Lupakan! Lupakan cinta jiwa yang tidak akan sampai di
pelaminan. Tidak ada cinta jiwa tanpa sentuhan fisik. Semua cinta dari jenis
yang tidak berujung dengan penyatuan fisik hanya akan mewariskan penderitaan
bagi jiwa. Misalnya yang dialami Nasr bin Hajjaj di masa Umar bin Khattab.
Ia pemuda paling ganteng yang ada di Madinah. Shalih
dan kalem. Secara diam-diam gadis-gadis Madinah mengidolakannya. Sampai suatu
saat Umar mendengar seorang perempuan menyebut namanya dalam bait-bait puisi
yang dilantunkan di malam hari. Umar pun mencari Nasr. Begitu melihatnya, Umar
terpana dan mengatakan, ketampanannya telah menjadi fitnah bagi gadis-gadis
Madinah. Akhirnya Umar pun memutuskan untuk mengirimnya ke Basra.
Disini ia bermukim pada sebuah keluarga yang hidup
bahagia. Celakanya, Nasr justru cinta pada istri tuan rumah. Wanita itu juga
membalas cintanya. Suatu saat mereka duduk bertiga bersama sang suami. Nasr
menulis sesuatu dengan tangannya di atas tanah yang lalu dijawab oleh seorang
istri. Karena buta huruf, suami yang sudah curiga itu pun memanggil sahabatnya
untuk membaca tulisan itu. Hasilnya: aku cinta padamu! Nasr tentu saja malu
kerena ketahuan. Akhirnya ia meninggalkan keluarga itu dan hidup sendiri. Tapi
cintanya tak hilang. Dia menderita karenanya. Sampai ia jatuh sakit dan
badannya kurus kering. Suami perempuan itu pun kasihan dan menyuruh istrinya
untuk mengobati Nasr. Betapa gembiranya Nasr ketika perempuan itu datang. Tapi
cinta tak mungkin tersambung ke pelaminan. Mereka tidak melakukan dosa, memang.
Tapi mereka menderita. Dan Nasr meninggal setelah itu.
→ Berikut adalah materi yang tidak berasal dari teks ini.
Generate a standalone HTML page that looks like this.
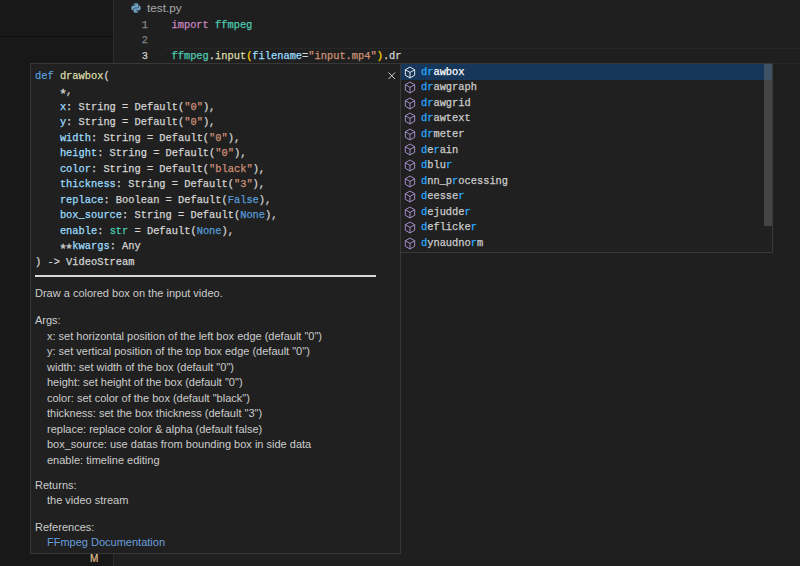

Itu derita panjang dari sebuah cinta yang tumbuh dilahan
yang salah. Tragis memang. Tapi ia tak kuasa menahan cintanya. Dan ia
membayarnya dengan penderitaan hingga akhir hayat. Pastilah cinta yang begitu
akan menjadi penyakit. Sebab cinta yang ini justru menemukan kekuatannya dengan
sentuhan fisik. Makin intens sentuhan fisiknya, makin kuat dua jiwa saling
tersambung. Maka ketika sentuhan fisik jadi mustahil, cinta yang ini hanya akan
berkembang jadi penyakit.
Itu sebabnya Islam memudahkan seluruh jalan menuju
pelaminan. Semua ditata sesederhana mungkin. Mulai dari proses perkenalan,
pelamaran, hingga, hingga mahar dan pesta pernikahan. Jangan ada tradisi yang
menghalangi cinta dari jenis yang ini untuk sampai ke pelaminan. Tapi mungkin
halangannya bukan tradisi. Juga mungkin tidak selalu sama dengan kasus Nasr.
Kadang-kadang misalnya, karena cinta tertolak atau tidak cukup memiliki alasan
yang kuat untuk dilanjutkan dalam sebuah hubungan jangka panjang yang kokoh.
Apapun situasinya, begitu peluang menuju pelaminan
tertutup, semua cinta yang ini harus diakhiri. Hanya di sana cinta yang ini
absah untuk tumbuh bersemi: di singgasana pelaminan. (Anis Matta).